Plaintiffs also argue that Commerce has a duty to refund cash deposits on entries that
postdate the ITC’s negative determinations. Pl. Br. 12-13. Plaintiffs fail to cite a statute,
regulation, case law, or other authority that would require the court to order Commerce to refund
cash deposits made on those entries. Pl. Br. 12-13. Instead, Plaintiffs request a refund of their
cash deposits based on undue financial hardship and the lack of an alternative remedy. Pl. Reply
Br. 4. This claim, however, does not establish a clear, nondiscretionary duty and therefore this
requirement for a writ of mandamus has not been met.
Moreover, Plaintiffs have an alternative remedy under the statute. If they prevail before
the Federal Circuit, all entries that have been suspended will be liquidated in accordance with
that final court decision. See 19 U.S.C. § 1516a(e). Likewise, all cash deposits will be refunded
with interest. See 19 U.S.C. § 1505(b).
The court has also concluded that mandamus is inappropriate under the circumstances.

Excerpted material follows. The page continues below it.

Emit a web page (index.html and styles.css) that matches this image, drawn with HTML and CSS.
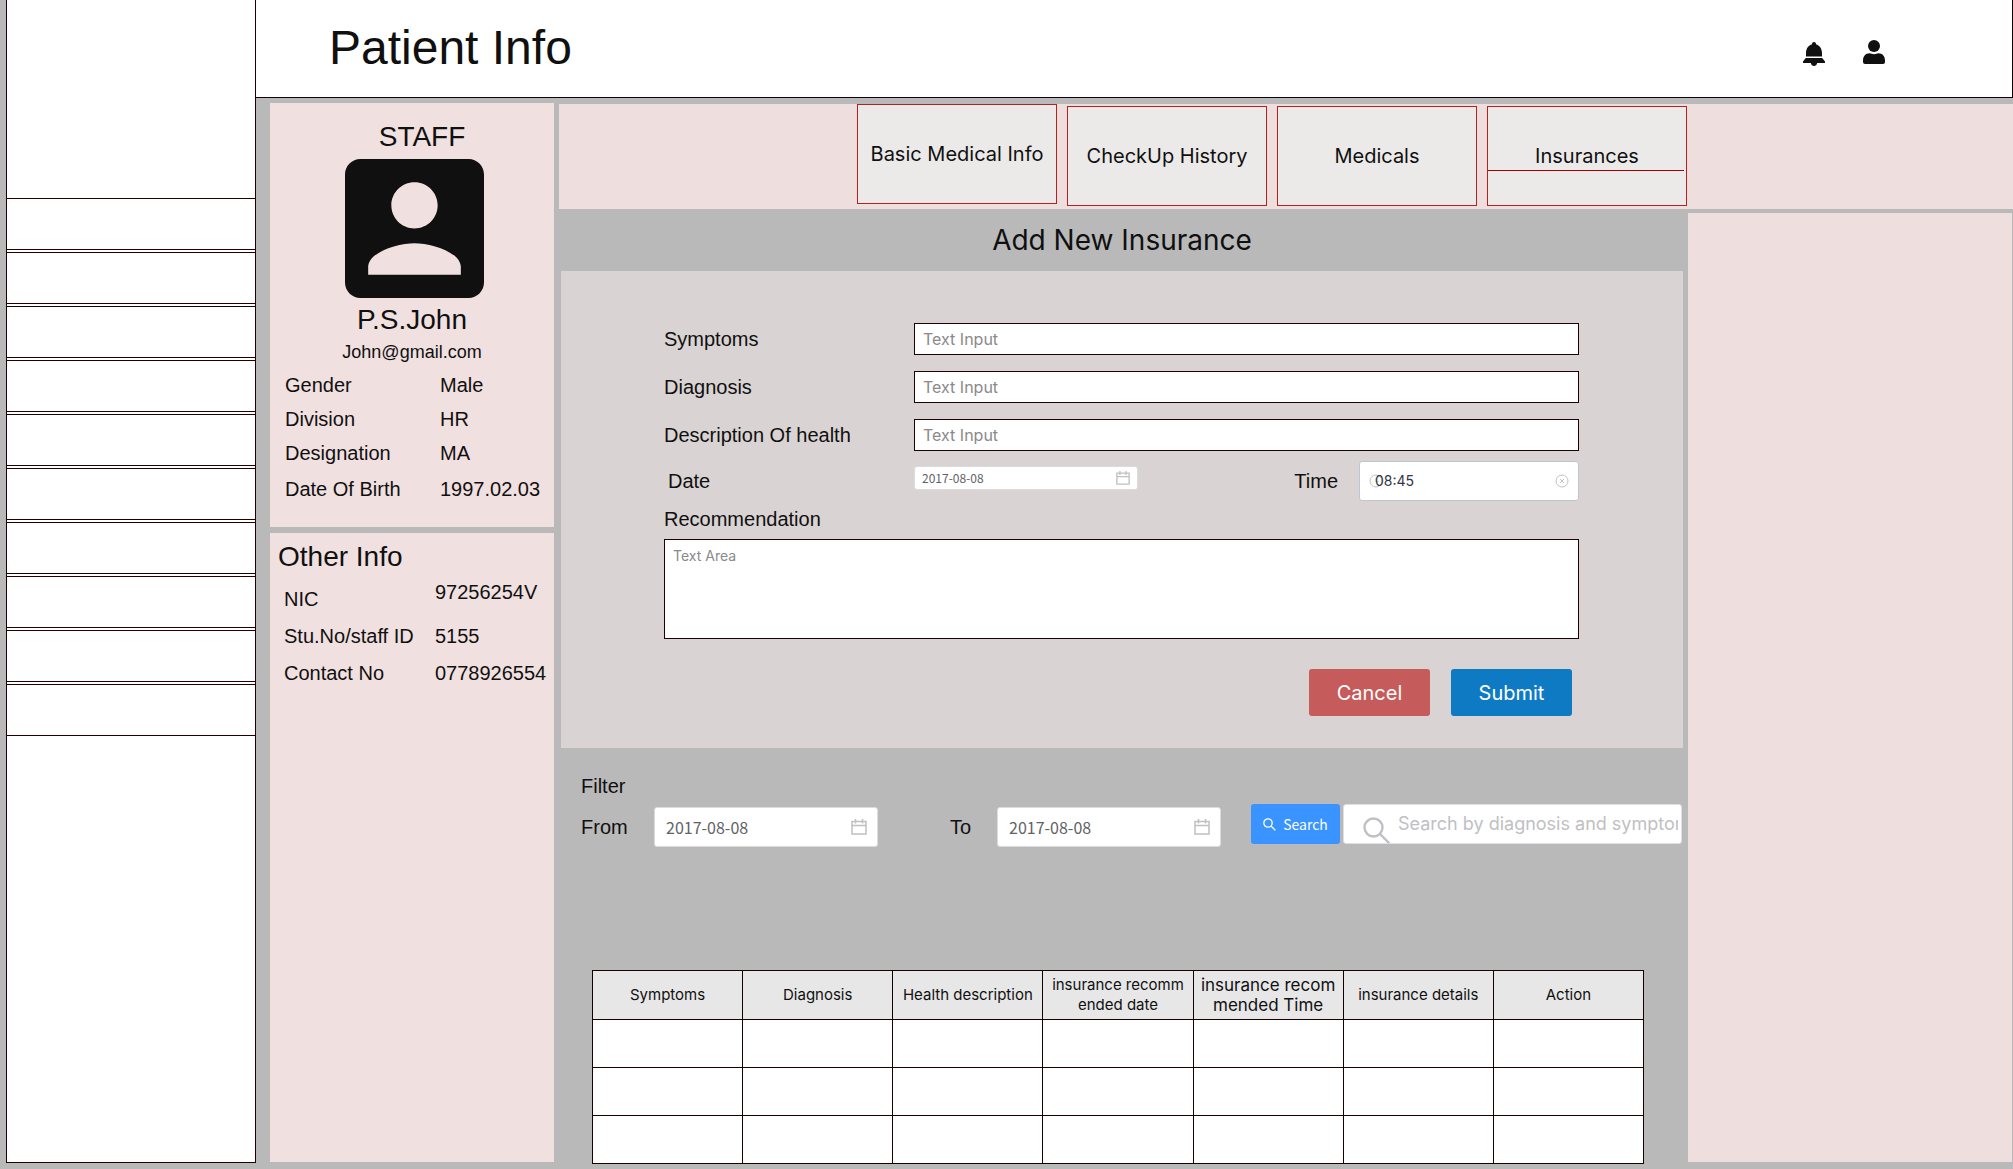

Liquidation is the final computation or ascertainment of duties on an entry and normally cannot
be undone. See 19 C.F.R. § 159.1; Diamond Sawblades, 626 F.3d at 1380 (“The liquidation of
entries is normally irrevocable.”). Ordering liquidation would be contrary to binding Federal
Circuit precedent, which sought to avoid “the yo-yo effect on liquidations that could result
absent suspension during the review process.” Id.at 1380 n.3 (citation and quotation marks
Consol. Court No. 06-00334 Page 12
omitted). Conversely, cash deposits can be refunded and present no irreparable consequences.
See id. (“[W]hile liquidation normally cannot be undone, the collection of cash deposits has no
irreparable consequences.”).
III. CONCLUSION
For these reasons, Plaintiffs’ motion for a writ of mandamus is denied. It is so ordered.